What the task requires =
In the listing below, locate the lines that hold the string "styles". Copy those lines.
— BEGIN —
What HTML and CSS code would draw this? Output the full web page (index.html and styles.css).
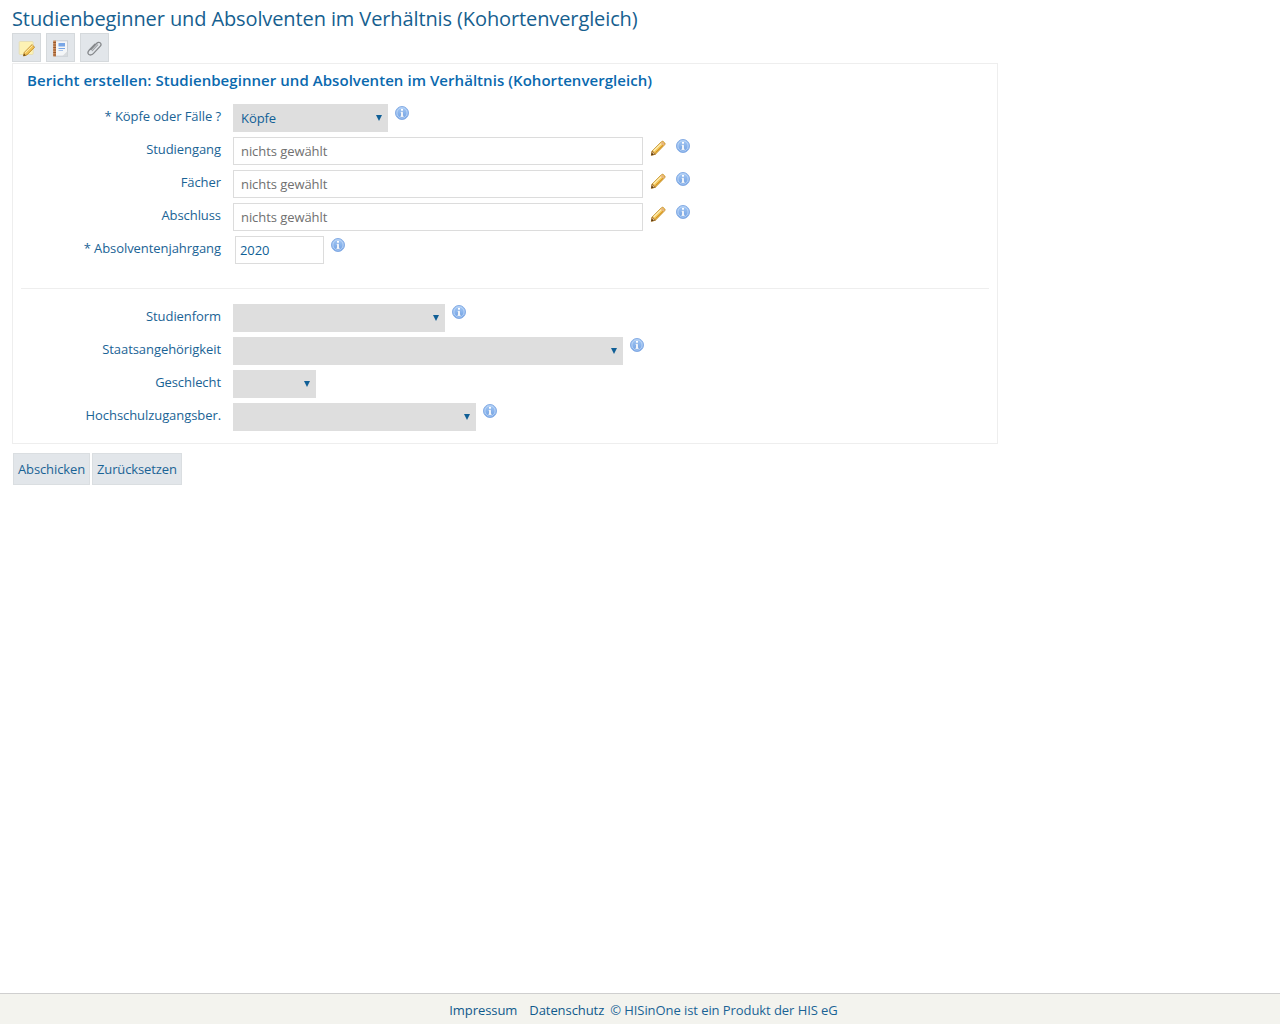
FILE: index.html
```html
<!DOCTYPE html>
<html lang="de">
<head>
<meta charset="utf-8">
<title>Studienbeginner und Absolventen im Verhältnis (Kohortenvergleich)</title>
<link rel="stylesheet" href="styles.css">
</head>
<body>
<svg class="defs" width="0" height="0" aria-hidden="true">
  <defs>
    <linearGradient id="ig" x1="0" y1="0" x2="0" y2="1"><stop offset="0" stop-color="#a6c9f4"/><stop offset="1" stop-color="#6d9fe4"/></linearGradient>
    <linearGradient id="pg" x1="0" y1="0" x2="1" y2="1"><stop offset="0" stop-color="#fbe28c"/><stop offset="1" stop-color="#e8a92c"/></linearGradient>
    <symbol id="info" viewBox="0 0 14 14">
      <circle cx="7" cy="7" r="6.5" fill="url(#ig)" stroke="#86ade4" stroke-width="1"/>
      <circle cx="7" cy="7" r="5.1" fill="none" stroke="#c4dbf7" stroke-width=".8"/>
      <rect x="6" y="2.9" width="2" height="1.8" fill="#fff"/>
      <path d="M5.6 5.8H8v4h.7v1.1H5.4V9.8H6V6.9h-.4z" fill="#fff" stroke="#7d9fcf" stroke-width=".25"/>
    </symbol>
    <symbol id="pencil" viewBox="0 0 16 16">
      <path d="M1.4 15.2l.8-4.2L11.4 1.8c.8-.7 1.5-.7 2.2 0l.9.9c.7.8.7 1.5 0 2.2L5.4 14.2z" fill="url(#pg)" stroke="#c08a20" stroke-width=".9"/>
      <path d="M3.6 11L12 2.9" stroke="#fff1b8" stroke-width="1.2"/>
      <path d="M5.4 12.6L13.6 4.6" stroke="#d9951f" stroke-width="1"/>
      <path d="M11.4 2.4l2.6 2.6" stroke="#e6b383" stroke-width="1.8"/>
      <path d="M1.4 15.2l.8-4.2 3.2 3.2z" fill="#eac391" stroke="#8a5a1a" stroke-width=".7"/>
      <path d="M1.4 15.2l.5-2.4 1.8 1.8z" fill="#4e300c"/>
    </symbol>
  </defs>
</svg>
<main class="content">
  <h1 class="title">Studienbeginner und Absolventen im Verhältnis (Kohortenvergleich)</h1>
  <div class="toolbar">
    <a class="tool" href="#" aria-label="Notiz">
      <svg width="17" height="17" viewBox="0 0 17 17"><rect x="1.2" y="1.5" width="14" height="13" rx="1" fill="#fdf2b4" stroke="#e6dfb8"/><path d="M5.4 16l.9-3.6L14 4.6l2.6 2.6-7.6 7.7z" fill="url(#pg)" stroke="#b8801e" stroke-width=".8"/><path d="M7.2 12.6L14.6 5.4" stroke="#fff1b8" stroke-width=".9"/><path d="M5.4 16l.6-2.4 1.8 1.8z" fill="#6b4513"/></svg>
    </a>
    <a class="tool" href="#" aria-label="Notizbuch">
      <svg width="17" height="17" viewBox="0 0 17 17"><rect x="3" y=".8" width="12.5" height="15.4" fill="#f4f6f8" stroke="#c9ced3"/><rect x="1.2" y=".5" width="2.8" height="16" fill="#c98a5a"/><path d="M1.2 2.5H4M1.2 5H4M1.2 7.5H4M1.2 10H4M1.2 12.5H4M1.2 15H4" stroke="#8a4a20" stroke-width=".8"/><path d="M6.5 3h6.5v3.5H6.5zM6.5 8h6.5v1H6.5z" fill="#78a6e6"/><path d="M6.5 10.5h4.5" stroke="#a9c4ea"/><path d="M10.5 16l5-5v5z" fill="#d8dbde"/></svg>
    </a>
    <a class="tool" href="#" aria-label="Anhang">
      <svg width="17" height="17" viewBox="0 0 17 17" fill="none"><path d="M5 9.5L10.8 3.2c1-1.1 2.6-1.2 3.5-.3s.8 2.4-.2 3.5L7.3 13.6c-1.5 1.6-3.6 1.8-4.6.8s-.8-2.9.6-4.4l5.6-5.9" stroke="#85888b" stroke-width="1.3" stroke-linecap="round"/><path d="M6.3 10.7l5.4-5.8" stroke="#a0a3a6" stroke-width="1.2" stroke-linecap="round"/></svg>
    </a>
  </div>
  <section class="panel">
    <h2 class="panel-title">Bericht erstellen: Studienbeginner und Absolventen im Verhältnis (Kohortenvergleich)</h2>
    <div class="rows first">
      <div class="row">
        <label class="label">* Köpfe oder Fälle ?</label>
        <div class="select w155">Köpfe</div>
        <svg class="info"><use href="#info"/></svg>
      </div>
      <div class="row">
        <label class="label">Studiengang</label>
        <div class="picker">nichts gewählt</div>
        <svg class="pencil"><use href="#pencil"/></svg>
        <svg class="info near"><use href="#info"/></svg>
      </div>
      <div class="row">
        <label class="label">Fächer</label>
        <div class="picker">nichts gewählt</div>
        <svg class="pencil"><use href="#pencil"/></svg>
        <svg class="info near"><use href="#info"/></svg>
      </div>
      <div class="row">
        <label class="label">Abschluss</label>
        <div class="picker">nichts gewählt</div>
        <svg class="pencil"><use href="#pencil"/></svg>
        <svg class="info near"><use href="#info"/></svg>
      </div>
      <div class="row">
        <label class="label">* Absolventenjahrgang</label>
        <div class="year">2020</div>
        <svg class="info"><use href="#info"/></svg>
      </div>
    </div>
    <hr class="divider">
    <div class="rows second">
      <div class="row">
        <label class="label">Studienform</label>
        <div class="select w212"></div>
        <svg class="info"><use href="#info"/></svg>
      </div>
      <div class="row">
        <label class="label">Staatsangehörigkeit</label>
        <div class="select w390"></div>
        <svg class="info"><use href="#info"/></svg>
      </div>
      <div class="row">
        <label class="label">Geschlecht</label>
        <div class="select w83"></div>
      </div>
      <div class="row">
        <label class="label">Hochschulzugangsber.</label>
        <div class="select w243"></div>
        <svg class="info"><use href="#info"/></svg>
      </div>
    </div>
  </section>
  <div class="actions">
    <button class="btn" type="button">Abschicken</button>
    <button class="btn" type="button">Zurücksetzen</button>
  </div>
</main>
<footer class="footer">
  <a href="#" class="flink">Impressum</a>
  <a href="#" class="flink">Datenschutz</a>
  <span class="copy">© HISinOne ist ein Produkt der HIS eG</span>
</footer>
</body>
</html>
```
FILE: styles.css
```css
* { box-sizing: border-box; }
html, body { height: 100%; }
body {
  margin: 0;
  min-height: 100vh;
  display: flex;
  flex-direction: column;
  background: #fff;
  color: #105f96;
  font: 13px/18px "Open Sans", "Noto Sans", sans-serif;
  letter-spacing: -0.07px;
}
.defs { position: absolute; }
.content { flex: 1; padding: 5px 0 0 12px; }
.title {
  margin: 0;
  height: 28px;
  font-size: 20px;
  line-height: 28px;
  font-weight: 400;
  letter-spacing: -0.11px;
  color: #16608f;
}
.toolbar { display: flex; gap: 5px; height: 30px; }
.tool {
  width: 29px;
  height: 29px;
  display: flex;
  align-items: center;
  justify-content: center;
  padding-top: 2px;
  background: #e2e6ea;
  border: 1px solid #d5d9dc;
}
.panel {
  width: 986px;
  height: 381px;
  border: 1px solid #eeeeee;
  padding: 0 8px;
}
.panel-title {
  margin: 0;
  padding: 6px 0 0 6px;
  height: 40px;
  font-size: 15px;
  line-height: 20px;
  font-weight: 600;
  letter-spacing: 0.05px;
  color: #0a69ae;
}
.rows { display: flex; flex-direction: column; gap: 5px; }
.row { display: flex; height: 28px; align-items: flex-start; }
.label {
  width: 200px;
  margin-right: 12px;
  text-align: right;
  line-height: 24px;
  color: #1a6395;
}
.select {
  position: relative;
  height: 28px;
  padding-left: 8px;
  line-height: 28px;
  background: #dedede;
  color: #105f96;
}
.select::after {
  content: "";
  position: absolute;
  right: 6px;
  top: 11px;
  border-left: 3px solid transparent;
  border-right: 3px solid transparent;
  border-top: 6px solid #105f96;
}
.w155 { width: 155px; }
.w212 { width: 212px; }
.w390 { width: 390px; }
.w83 { width: 83px; }
.w243 { width: 243px; }
.picker {
  width: 410px;
  height: 28px;
  padding-left: 7px;
  line-height: 26px;
  border: 1px solid #dcdcdc;
  color: #707070;
}
.year {
  width: 89px;
  height: 28px;
  margin-left: 2px;
  padding-left: 4px;
  line-height: 26px;
  border: 1px solid #dcdcdc;
  color: #105f96;
}
.info { width: 14px; height: 14px; margin: 2px 0 0 7px; flex: none; }
.info.near { margin-left: 10px; }
.second .info { margin-top: 1px; }
.pencil { width: 16px; height: 16px; margin: 3px 0 0 7px; flex: none; }
.divider {
  margin: 24px 0 15px;
  height: 1px;
  border: 0;
  background: #eeeeee;
}
.actions { display: flex; gap: 2px; padding: 9px 0 0 1px; }
.btn {
  height: 32px;
  padding: 0 4px;
  font: inherit;
  letter-spacing: -0.12px;
  color: #1a6395;
  background: #e2e6ea;
  border: 1px solid #dadee1;
}
.footer {
  height: 31px;
  display: flex;
  justify-content: center;
  align-items: center;
  padding: 1px 0 0 7px;
  background: #f3f3ee;
  border-top: 1px solid #cfcfcf;
}
.flink { color: #105a8c; text-decoration: none; margin-right: 12px; }
.flink + .flink { margin-right: 6px; }
.copy { color: #1a6395; }
```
— END —
Exercise answer =
What HTML and CSS code would draw this? Output the full web page (index.html and styles.css).
<link rel="stylesheet" href="styles.css">
FILE: styles.css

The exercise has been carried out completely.